▶ _Job_: Retype exactly the lines from the line containing "Give me the" through the line containing "15, 16, 17];", both included, and nothing more; skip the pictures.

Records with interface code:
• • • •

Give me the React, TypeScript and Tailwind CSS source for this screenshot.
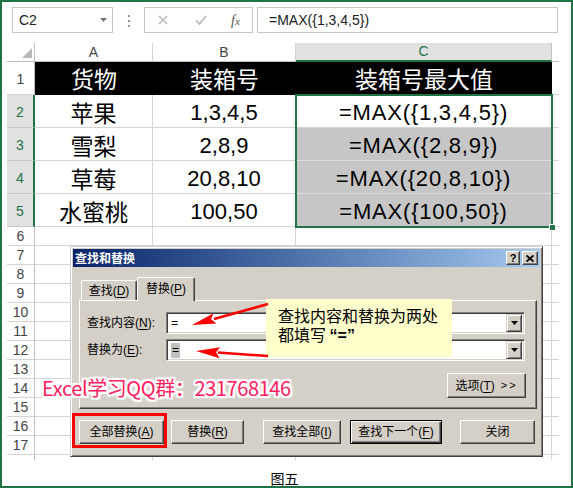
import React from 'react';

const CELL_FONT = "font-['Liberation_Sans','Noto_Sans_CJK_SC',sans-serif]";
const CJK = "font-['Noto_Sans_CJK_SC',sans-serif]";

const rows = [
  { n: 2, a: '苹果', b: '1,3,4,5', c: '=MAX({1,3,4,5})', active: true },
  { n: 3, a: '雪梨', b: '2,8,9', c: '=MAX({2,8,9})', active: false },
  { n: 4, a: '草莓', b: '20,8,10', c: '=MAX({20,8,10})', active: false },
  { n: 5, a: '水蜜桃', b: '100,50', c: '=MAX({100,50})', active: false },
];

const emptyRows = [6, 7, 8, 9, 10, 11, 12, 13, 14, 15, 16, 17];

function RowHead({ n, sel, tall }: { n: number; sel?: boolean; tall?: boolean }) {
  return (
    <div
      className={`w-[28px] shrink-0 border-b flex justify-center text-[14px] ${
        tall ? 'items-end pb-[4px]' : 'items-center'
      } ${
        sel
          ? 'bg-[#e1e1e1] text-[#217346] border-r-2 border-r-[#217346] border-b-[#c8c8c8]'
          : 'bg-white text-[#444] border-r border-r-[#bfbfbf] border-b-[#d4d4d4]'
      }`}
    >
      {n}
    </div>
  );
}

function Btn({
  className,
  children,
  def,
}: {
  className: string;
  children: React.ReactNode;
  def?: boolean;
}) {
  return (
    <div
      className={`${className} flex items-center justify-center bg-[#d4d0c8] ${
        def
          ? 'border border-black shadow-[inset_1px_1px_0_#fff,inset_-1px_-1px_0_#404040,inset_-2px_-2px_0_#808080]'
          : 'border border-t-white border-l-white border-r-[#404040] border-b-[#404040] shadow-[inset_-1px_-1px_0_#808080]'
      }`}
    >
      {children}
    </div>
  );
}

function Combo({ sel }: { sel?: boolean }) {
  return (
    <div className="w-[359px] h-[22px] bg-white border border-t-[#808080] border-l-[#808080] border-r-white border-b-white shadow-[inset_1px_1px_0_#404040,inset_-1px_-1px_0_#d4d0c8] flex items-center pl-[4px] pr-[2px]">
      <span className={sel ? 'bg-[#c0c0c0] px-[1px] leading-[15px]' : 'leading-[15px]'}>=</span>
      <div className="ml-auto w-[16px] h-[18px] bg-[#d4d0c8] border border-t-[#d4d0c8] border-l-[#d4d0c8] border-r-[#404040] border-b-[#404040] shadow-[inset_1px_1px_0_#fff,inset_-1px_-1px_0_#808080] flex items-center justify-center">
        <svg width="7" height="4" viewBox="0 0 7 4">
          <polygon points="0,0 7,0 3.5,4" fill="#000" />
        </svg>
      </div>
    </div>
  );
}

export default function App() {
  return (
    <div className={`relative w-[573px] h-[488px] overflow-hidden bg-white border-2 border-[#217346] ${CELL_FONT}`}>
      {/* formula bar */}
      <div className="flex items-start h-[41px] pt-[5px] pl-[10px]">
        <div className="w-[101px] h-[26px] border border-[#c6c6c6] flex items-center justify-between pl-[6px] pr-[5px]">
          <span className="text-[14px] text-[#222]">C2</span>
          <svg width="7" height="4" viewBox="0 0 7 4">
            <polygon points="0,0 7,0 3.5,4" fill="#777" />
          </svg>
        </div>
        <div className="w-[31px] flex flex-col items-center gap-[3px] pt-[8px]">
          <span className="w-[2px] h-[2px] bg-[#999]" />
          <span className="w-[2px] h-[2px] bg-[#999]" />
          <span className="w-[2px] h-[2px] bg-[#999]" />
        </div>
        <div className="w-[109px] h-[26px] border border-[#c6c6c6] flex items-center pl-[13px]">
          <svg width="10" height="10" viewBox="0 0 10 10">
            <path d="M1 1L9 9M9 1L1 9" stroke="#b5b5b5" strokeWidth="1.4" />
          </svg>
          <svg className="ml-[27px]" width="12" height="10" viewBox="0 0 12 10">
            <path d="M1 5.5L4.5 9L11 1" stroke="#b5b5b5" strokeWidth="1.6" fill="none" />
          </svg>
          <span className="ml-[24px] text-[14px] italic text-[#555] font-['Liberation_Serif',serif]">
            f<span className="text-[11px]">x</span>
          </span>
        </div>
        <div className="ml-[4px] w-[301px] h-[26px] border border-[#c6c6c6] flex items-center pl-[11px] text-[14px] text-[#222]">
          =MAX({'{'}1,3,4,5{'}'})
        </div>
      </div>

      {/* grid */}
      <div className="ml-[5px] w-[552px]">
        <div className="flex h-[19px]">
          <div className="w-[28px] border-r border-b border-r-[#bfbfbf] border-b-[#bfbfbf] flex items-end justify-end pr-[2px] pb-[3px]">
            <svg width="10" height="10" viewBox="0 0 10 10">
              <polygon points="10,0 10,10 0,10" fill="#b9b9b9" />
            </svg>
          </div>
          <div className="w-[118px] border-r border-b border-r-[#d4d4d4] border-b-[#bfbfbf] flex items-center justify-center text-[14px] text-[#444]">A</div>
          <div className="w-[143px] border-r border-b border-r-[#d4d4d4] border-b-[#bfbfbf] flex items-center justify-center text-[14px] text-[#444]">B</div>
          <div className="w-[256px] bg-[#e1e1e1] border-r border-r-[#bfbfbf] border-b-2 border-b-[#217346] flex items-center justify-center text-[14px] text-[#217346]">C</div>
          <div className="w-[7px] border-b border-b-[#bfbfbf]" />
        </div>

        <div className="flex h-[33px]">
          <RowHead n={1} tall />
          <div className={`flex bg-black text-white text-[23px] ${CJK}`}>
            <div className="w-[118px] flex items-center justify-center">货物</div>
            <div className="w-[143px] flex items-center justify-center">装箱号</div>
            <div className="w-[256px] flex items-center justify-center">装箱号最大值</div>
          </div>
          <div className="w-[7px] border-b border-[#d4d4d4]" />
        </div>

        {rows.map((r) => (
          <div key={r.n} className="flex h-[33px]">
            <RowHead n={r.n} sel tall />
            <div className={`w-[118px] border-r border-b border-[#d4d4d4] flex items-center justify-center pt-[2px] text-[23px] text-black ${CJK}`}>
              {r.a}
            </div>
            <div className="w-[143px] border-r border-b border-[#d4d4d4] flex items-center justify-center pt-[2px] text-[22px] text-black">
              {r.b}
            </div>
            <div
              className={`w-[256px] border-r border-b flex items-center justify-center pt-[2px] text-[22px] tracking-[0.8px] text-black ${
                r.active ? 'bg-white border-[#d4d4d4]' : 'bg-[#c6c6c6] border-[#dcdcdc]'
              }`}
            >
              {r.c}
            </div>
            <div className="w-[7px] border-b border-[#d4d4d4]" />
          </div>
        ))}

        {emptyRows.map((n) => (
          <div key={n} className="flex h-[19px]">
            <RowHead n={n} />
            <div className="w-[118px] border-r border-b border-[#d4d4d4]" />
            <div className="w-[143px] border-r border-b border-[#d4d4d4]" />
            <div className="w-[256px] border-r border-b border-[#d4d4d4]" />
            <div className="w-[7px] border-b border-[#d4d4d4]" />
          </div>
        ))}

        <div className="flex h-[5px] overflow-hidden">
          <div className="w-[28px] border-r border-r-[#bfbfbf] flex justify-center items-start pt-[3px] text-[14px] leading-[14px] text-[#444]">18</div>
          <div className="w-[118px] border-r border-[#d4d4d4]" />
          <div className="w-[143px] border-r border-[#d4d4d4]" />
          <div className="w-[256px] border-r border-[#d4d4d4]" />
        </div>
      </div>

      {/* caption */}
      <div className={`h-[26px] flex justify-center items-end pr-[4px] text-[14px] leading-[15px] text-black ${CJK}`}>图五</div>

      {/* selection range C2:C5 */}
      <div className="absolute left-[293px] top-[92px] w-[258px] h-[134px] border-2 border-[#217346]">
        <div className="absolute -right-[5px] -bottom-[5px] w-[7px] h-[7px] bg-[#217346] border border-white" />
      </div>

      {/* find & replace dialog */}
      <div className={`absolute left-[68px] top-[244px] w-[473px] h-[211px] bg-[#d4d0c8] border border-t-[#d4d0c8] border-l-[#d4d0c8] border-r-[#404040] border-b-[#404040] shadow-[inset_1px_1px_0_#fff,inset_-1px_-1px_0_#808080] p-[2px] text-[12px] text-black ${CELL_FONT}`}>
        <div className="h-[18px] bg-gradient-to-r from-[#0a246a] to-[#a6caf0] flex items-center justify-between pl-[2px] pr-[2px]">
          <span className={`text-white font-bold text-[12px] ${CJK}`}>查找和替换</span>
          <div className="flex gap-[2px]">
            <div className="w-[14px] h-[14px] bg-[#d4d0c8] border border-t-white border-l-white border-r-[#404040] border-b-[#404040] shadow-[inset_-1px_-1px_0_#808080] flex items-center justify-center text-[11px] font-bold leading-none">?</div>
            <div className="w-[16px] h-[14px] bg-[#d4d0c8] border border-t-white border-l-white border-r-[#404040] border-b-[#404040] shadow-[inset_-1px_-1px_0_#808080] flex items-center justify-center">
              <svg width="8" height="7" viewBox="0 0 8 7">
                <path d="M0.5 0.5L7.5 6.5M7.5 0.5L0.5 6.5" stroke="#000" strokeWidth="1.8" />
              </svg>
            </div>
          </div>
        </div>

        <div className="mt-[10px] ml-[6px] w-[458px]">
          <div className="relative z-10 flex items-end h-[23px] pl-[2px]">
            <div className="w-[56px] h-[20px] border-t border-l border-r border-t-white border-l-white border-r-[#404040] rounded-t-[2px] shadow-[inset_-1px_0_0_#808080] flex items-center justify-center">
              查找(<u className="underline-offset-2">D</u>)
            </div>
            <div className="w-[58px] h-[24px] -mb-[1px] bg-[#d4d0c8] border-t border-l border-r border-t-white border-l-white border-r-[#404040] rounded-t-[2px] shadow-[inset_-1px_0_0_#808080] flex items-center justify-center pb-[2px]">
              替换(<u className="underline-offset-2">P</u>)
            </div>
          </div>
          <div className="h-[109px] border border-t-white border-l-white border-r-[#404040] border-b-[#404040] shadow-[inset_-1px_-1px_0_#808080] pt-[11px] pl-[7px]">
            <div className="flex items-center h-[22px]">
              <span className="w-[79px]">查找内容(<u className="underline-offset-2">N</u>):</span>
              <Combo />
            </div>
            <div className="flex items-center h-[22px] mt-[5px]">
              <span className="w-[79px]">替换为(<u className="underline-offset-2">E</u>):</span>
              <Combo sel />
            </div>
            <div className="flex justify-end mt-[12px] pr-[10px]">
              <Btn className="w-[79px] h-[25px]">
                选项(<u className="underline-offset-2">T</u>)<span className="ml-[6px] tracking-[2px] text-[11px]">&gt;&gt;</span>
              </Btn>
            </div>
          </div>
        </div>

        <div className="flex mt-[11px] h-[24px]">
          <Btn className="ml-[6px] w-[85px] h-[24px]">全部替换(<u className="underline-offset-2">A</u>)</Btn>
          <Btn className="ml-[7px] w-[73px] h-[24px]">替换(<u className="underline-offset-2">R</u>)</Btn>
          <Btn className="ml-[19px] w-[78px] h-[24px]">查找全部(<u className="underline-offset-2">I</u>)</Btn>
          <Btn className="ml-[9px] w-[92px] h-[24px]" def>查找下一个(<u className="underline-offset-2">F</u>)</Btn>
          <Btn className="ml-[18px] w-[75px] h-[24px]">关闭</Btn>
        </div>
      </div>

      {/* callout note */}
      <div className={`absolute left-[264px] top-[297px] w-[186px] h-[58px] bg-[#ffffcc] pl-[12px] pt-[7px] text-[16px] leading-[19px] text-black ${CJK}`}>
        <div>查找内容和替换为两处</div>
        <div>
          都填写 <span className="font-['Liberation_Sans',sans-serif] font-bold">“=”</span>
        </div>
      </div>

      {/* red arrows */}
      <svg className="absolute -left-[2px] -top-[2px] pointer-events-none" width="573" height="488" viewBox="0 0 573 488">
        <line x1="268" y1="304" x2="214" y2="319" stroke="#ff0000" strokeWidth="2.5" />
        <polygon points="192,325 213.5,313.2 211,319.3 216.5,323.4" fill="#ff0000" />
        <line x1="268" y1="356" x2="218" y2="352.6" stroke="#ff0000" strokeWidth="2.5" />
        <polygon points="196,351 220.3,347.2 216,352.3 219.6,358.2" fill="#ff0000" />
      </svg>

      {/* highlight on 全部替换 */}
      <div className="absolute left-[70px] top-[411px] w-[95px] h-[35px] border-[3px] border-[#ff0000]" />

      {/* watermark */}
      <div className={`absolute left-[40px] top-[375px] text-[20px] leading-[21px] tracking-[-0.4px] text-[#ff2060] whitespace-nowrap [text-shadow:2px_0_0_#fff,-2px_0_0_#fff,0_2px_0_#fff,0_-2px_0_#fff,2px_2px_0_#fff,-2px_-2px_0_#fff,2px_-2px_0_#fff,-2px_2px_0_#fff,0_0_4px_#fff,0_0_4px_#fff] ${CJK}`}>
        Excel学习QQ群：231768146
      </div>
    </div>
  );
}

• • • •

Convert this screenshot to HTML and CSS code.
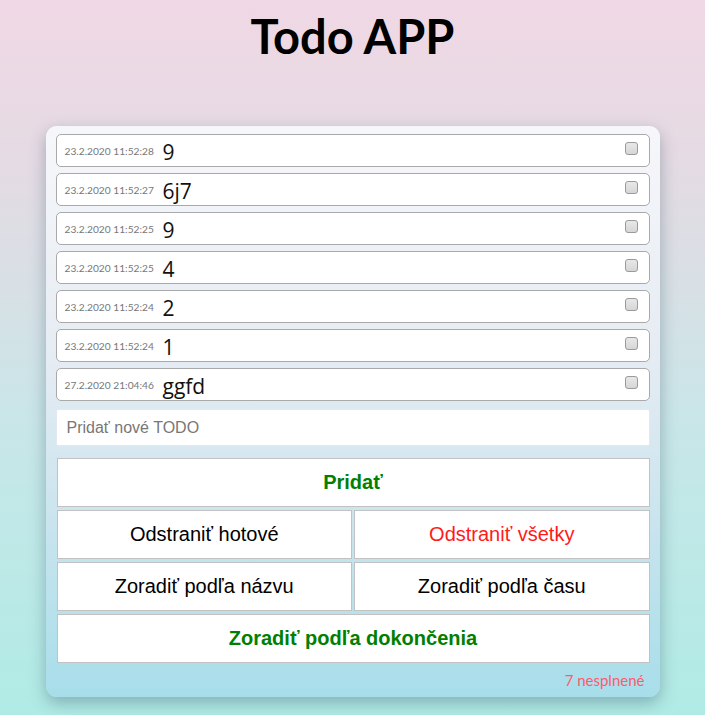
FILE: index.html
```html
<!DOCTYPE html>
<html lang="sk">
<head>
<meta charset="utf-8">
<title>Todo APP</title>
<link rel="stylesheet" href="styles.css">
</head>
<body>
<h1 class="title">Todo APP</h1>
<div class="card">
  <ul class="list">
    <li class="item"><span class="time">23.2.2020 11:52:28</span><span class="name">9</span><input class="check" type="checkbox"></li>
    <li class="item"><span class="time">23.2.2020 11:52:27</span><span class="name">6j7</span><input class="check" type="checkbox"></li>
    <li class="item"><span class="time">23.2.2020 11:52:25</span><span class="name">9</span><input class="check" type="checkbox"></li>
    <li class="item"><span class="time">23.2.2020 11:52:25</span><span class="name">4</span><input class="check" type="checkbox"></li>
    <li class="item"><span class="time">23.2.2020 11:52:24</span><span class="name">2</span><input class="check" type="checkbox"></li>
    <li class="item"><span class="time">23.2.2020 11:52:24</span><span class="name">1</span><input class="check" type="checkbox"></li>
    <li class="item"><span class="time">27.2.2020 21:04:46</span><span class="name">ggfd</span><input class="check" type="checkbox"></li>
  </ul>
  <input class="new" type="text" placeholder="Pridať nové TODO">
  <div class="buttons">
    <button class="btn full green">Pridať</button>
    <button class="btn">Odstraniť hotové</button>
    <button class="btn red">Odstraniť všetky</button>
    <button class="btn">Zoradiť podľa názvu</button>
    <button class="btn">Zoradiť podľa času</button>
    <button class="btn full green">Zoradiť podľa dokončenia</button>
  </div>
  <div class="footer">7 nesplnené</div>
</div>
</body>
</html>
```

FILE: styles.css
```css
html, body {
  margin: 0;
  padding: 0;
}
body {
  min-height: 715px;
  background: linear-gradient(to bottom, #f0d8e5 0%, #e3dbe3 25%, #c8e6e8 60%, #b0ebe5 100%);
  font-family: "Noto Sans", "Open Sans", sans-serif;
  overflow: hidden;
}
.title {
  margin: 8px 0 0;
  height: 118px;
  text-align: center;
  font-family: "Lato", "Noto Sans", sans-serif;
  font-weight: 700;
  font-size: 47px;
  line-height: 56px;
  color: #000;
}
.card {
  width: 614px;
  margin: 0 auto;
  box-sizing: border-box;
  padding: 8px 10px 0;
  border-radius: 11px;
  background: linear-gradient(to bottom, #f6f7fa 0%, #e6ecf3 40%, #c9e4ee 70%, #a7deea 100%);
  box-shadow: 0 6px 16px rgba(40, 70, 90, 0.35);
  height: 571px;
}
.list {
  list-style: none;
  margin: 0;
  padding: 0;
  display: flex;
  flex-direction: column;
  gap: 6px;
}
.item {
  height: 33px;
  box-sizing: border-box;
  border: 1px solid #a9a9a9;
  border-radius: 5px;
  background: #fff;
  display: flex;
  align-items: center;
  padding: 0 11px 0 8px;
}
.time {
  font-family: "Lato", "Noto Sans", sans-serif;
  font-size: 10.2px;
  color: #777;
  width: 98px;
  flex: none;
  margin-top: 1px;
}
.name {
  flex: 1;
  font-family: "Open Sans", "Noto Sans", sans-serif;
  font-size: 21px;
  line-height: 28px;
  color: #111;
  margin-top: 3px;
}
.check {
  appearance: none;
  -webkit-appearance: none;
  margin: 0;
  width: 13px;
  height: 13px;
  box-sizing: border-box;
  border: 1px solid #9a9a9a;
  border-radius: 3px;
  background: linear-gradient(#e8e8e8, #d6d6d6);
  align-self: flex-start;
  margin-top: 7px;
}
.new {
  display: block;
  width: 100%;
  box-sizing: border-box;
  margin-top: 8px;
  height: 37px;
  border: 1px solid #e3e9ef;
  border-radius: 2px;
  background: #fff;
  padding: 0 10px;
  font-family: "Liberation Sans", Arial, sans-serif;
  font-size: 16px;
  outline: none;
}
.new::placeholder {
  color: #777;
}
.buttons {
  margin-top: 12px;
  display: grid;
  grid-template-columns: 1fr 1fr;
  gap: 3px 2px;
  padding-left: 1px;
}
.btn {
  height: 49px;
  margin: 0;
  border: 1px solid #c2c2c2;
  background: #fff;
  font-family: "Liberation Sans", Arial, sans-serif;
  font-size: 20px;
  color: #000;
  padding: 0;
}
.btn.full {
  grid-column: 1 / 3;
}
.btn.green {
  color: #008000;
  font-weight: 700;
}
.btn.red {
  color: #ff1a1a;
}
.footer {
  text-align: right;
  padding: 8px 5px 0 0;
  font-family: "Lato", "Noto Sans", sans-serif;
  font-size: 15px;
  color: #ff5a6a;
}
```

• • • •

▶ _Written reply_:
Give me the React, TypeScript and Tailwind CSS source for this screenshot.
import React from 'react';

const CELL_FONT = "font-['Liberation_Sans','Noto_Sans_CJK_SC',sans-serif]";
const CJK = "font-['Noto_Sans_CJK_SC',sans-serif]";

const rows = [
  { n: 2, a: '苹果', b: '1,3,4,5', c: '=MAX({1,3,4,5})', active: true },
  { n: 3, a: '雪梨', b: '2,8,9', c: '=MAX({2,8,9})', active: false },
  { n: 4, a: '草莓', b: '20,8,10', c: '=MAX({20,8,10})', active: false },
  { n: 5, a: '水蜜桃', b: '100,50', c: '=MAX({100,50})', active: false },
];

const emptyRows = [6, 7, 8, 9, 10, 11, 12, 13, 14, 15, 16, 17];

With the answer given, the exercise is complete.